* Start Given data *

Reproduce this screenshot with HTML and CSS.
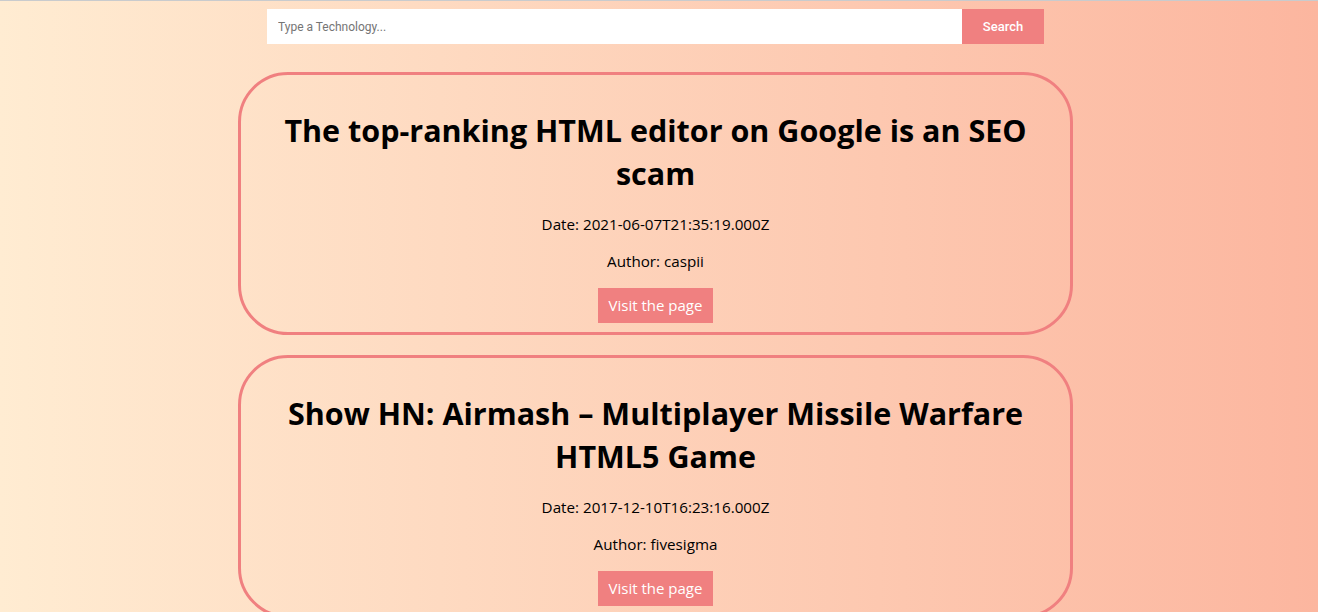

* End Given data *
* Start Given data *

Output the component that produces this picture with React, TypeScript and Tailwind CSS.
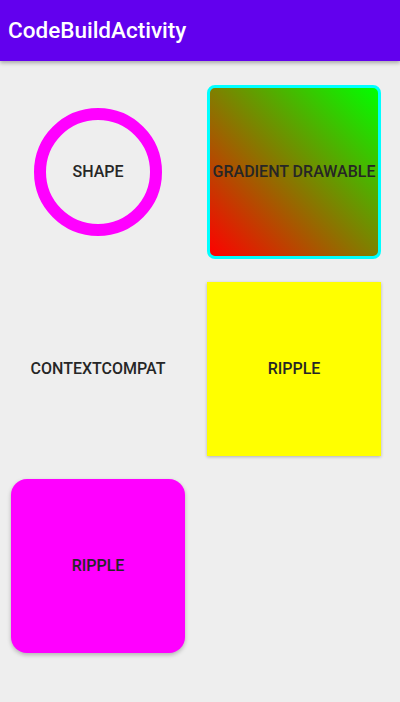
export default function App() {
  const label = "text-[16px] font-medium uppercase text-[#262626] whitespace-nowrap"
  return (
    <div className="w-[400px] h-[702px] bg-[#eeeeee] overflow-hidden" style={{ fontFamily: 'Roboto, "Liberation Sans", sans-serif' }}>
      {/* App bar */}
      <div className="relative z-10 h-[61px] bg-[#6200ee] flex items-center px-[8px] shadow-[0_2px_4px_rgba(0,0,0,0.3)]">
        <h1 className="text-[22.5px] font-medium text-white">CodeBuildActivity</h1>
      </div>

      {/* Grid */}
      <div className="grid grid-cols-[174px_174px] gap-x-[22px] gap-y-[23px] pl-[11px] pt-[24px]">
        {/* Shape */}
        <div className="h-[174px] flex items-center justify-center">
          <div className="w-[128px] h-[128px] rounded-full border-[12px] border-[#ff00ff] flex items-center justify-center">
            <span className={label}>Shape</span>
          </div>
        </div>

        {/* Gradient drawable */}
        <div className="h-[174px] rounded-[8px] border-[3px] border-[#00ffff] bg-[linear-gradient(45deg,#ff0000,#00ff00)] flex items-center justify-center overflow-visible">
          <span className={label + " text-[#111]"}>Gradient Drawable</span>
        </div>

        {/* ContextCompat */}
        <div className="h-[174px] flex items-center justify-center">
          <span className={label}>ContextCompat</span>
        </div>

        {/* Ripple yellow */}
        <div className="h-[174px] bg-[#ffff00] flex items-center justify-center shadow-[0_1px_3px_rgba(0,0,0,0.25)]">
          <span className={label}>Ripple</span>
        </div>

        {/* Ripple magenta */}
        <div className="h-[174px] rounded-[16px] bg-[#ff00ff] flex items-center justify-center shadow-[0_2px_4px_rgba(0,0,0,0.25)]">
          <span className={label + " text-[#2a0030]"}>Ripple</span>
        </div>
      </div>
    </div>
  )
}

* End Given data *
* Start Given data *

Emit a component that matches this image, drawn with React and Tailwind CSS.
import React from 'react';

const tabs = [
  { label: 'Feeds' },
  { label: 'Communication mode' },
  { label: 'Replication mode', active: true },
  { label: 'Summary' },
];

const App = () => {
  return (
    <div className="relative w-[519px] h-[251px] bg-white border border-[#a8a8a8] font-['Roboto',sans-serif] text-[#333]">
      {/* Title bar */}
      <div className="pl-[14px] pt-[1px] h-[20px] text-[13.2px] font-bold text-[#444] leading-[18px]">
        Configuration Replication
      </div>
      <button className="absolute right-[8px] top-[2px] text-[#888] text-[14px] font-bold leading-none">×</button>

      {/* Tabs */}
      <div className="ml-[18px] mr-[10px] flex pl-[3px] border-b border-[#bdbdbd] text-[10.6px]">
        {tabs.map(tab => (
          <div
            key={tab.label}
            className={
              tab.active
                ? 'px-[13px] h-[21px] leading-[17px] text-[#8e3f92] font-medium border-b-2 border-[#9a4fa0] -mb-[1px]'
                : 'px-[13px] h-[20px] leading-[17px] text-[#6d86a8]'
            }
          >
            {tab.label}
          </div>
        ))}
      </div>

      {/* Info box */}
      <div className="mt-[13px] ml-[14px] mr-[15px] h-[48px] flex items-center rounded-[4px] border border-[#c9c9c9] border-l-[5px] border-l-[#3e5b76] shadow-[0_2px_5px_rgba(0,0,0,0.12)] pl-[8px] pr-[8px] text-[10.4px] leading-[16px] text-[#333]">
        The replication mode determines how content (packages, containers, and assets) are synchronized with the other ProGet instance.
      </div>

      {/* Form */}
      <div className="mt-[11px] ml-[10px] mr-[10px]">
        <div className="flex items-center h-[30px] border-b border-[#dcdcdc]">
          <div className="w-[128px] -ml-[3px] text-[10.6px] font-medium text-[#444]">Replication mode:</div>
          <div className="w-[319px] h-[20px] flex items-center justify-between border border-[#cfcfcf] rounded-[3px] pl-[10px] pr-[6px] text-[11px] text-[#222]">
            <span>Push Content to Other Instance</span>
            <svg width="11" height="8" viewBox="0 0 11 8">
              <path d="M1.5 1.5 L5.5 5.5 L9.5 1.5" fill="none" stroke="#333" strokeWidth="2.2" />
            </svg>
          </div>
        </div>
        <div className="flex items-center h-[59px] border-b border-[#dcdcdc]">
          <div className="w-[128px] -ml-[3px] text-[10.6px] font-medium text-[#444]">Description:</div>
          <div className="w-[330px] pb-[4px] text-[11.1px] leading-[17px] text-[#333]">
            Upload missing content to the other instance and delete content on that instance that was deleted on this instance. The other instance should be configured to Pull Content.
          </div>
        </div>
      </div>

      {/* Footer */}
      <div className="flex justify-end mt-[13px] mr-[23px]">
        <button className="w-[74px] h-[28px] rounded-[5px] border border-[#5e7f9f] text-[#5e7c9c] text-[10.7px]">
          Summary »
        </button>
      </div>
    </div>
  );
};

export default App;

* End Given data *

Task description: Copy out each line of the records where the string "with" appears.

The completed task:
Reproduce this screenshot with HTML and CSS.
Output the component that produces this picture with React, TypeScript and Tailwind CSS.
Emit a component that matches this image, drawn with React and Tailwind CSS.
        The replication mode determines how content (packages, containers, and assets) are synchronized with the other ProGet instance.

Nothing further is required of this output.